The Qatari-mediated ceasefire agreement committed Yemen to rebuilding rebel areas and required rebels to give up heavy arms but did not include a clear mechanism for implementation.

The rebels fear that if they give up their weapons and prisoners first, they will be attacked. The government is reluctant to release its prisoners since a state amnesty that freed 600 rebels in 2006 failed to end the revolt.

Ali Abu Halaiqa, head of the government delegation, said that a mechanism was now being drawn up.

“We affirm that the political authority wants to resolve this problem in a peaceful way,” he told Yemeni television. “The first step is to end the clashes between the two sides.”

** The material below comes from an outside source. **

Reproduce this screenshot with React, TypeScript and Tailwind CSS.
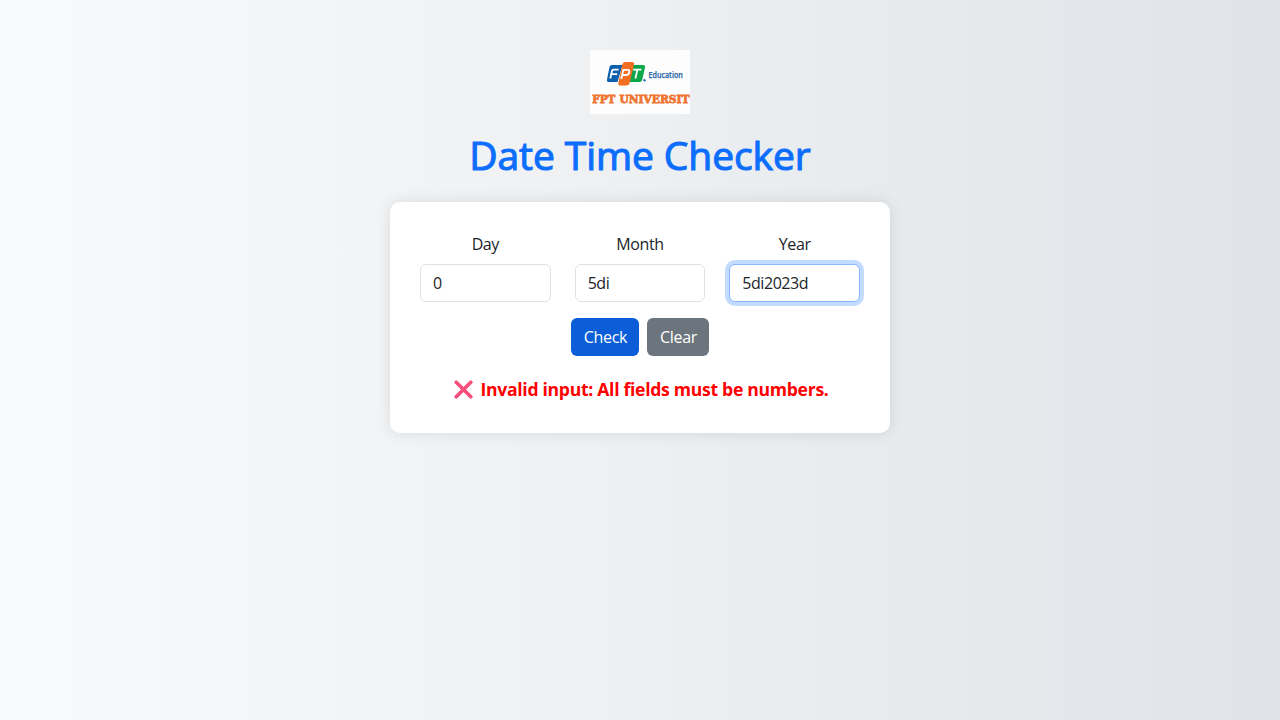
import { useState } from "react";

function Logo() {
  return (
    <svg width="100" height="64" viewBox="0 0 100 64" className="block bg-[#fdfdfd]" role="img">
      <path d="M22 15H32.5L27.5 32H19Q16.4 32 17 29.5L19.5 17Q20 15 22 15Z" fill="#0b5fad" />
      <path d="M43.5 15H53Q55.6 15 55 17.5L52.3 29.5Q51.8 32 49.5 32H39Z" fill="#0ea64b" />
      <path d="M35 12H42Q44.7 12 44 14.8L39.7 32.5Q39 35.5 36.5 35.5H30.5Q27.7 35.5 28.4 32.7L32.2 14.8Q32.8 12 35 12Z" fill="#f26f21" />
      <g fill="none" stroke="#fff" strokeWidth="1.8">
        <path d="M20.3 28.5L22 20.8Q22.3 19.6 23.6 19.6H28.6M21.3 24.2H27.2" />
        <path d="M31.3 29L33.3 19.8H37.5Q39.8 19.8 39.3 22Q38.8 25 36.3 25H32.5" />
        <path d="M43.2 19.6H51.5M47.4 19.6L45.4 28.5" />
      </g>
      <circle cx="54.5" cy="30.3" r="1.2" fill="#2870b4" />
      <text x="58.5" y="27.6" fontSize="8.6" fontWeight="600" fill="#2b68a8" stroke="#2b68a8" strokeWidth="0.25" fontFamily="Open Sans, sans-serif" textLength="34.3" lengthAdjust="spacingAndGlyphs">Education</text>
      <g fontSize="11.4" fontWeight="700" fill="#ee7430" stroke="#ee7430" strokeWidth="0.8" fontFamily="DejaVu Serif, serif">
        <text x="2.3" y="52.6" textLength="23" lengthAdjust="spacingAndGlyphs">FPT</text>
        <text x="29.5" y="52.6" textLength="70" lengthAdjust="spacingAndGlyphs">UNIVERSIT</text>
      </g>
    </svg>
  );
}

const fieldBase =
  "h-[38px] w-full rounded-md border bg-white px-3 text-base leading-6 tracking-[-0.45px] text-[#212529] outline-none";

export default function App() {
  const [values, setValues] = useState({ Day: "0", Month: "5di", Year: "5di2023d" });
  const names = ["Day", "Month", "Year"] as const;
  return (
    <div className="flex min-h-screen flex-col items-center bg-[linear-gradient(to_right,#f8fafc,#f0f1f3_42%,#e8ecee_65%,#e0e3e8)] pt-[50px] font-['Open_Sans','Noto_Sans',sans-serif] text-base leading-6 text-[#212529]">
      <Logo />
      <h1 className="mt-[17px] mb-px whitespace-nowrap text-[39px] leading-12 font-normal tracking-[-0.08px] text-[#0d6efd] [-webkit-text-stroke:1.1px_#0d6efd]">Date Time Checker</h1>
      <main className="mt-[22px] h-[231px] w-[500px] rounded-[10px] bg-white p-[30px] shadow-[0_0_15px_rgba(0,0,0,0.1)]">
        <div className="grid grid-cols-3 gap-6">
          {names.map((name) => (
            <label key={name} className="flex flex-col items-center gap-2">
              <span className="tracking-[-0.4px]">{name}</span>
              <input
                value={values[name]}
                onChange={(e) => setValues({ ...values, [name]: e.target.value })}
                className={`${fieldBase} ${name === "Year" ? "border-[#86b7fe] shadow-[0_0_0_4px_rgba(13,110,253,0.25)]" : "border-[#dee2e6]"}`}
              />
            </label>
          ))}
        </div>
        <div className="mt-4 flex justify-center gap-2 tracking-[-0.3px]">
          <button className="h-[38px] w-[68px] rounded-md bg-[#0b5ed7] pl-px text-white">Check</button>
          <button className="h-[38px] w-[62px] rounded-md bg-[#6c757d] pl-px text-white" onClick={() => setValues({ Day: "", Month: "", Year: "" })}>Clear</button>
        </div>
        <p className="mt-5 flex items-center justify-center gap-[7px] pl-[3px] text-[17.6px] leading-[27px] font-bold tracking-[-0.3px] whitespace-nowrap text-[#ff0000]">
          <svg width="19" height="19" viewBox="0 0 19 19" fill="none" strokeLinecap="round">
            <path d="M2.2 2.2L16.8 16.8M16.8 2.2L2.2 16.8" stroke="#f94f7c" strokeWidth="3.6" />
          </svg>
          <span>Invalid input: All fields must be numbers.</span>
        </p>
      </main>
    </div>
  );
}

A source close to Houthi said the Qataris along with the government delegation had met the chief rebel negotiator Saleh Habra on Sunday evening, raising hopes that a deal could be reached on implementing the ceasefire after a bloody week.

Mediation by local tribes had succeeded in calming tensions in the province on Sunday, the source said, following heavy clashes that saw the army use tank fire against the rebels after they attacked a government building in Manbah.

Hundreds of people have been killed and thousands have fled their homes in Saada since the conflict began.

One of the poorest countries outside Africa, Yemen is also grappling with dwindling oil and water resources, unemployment, corruption and a large community of Somali refugees.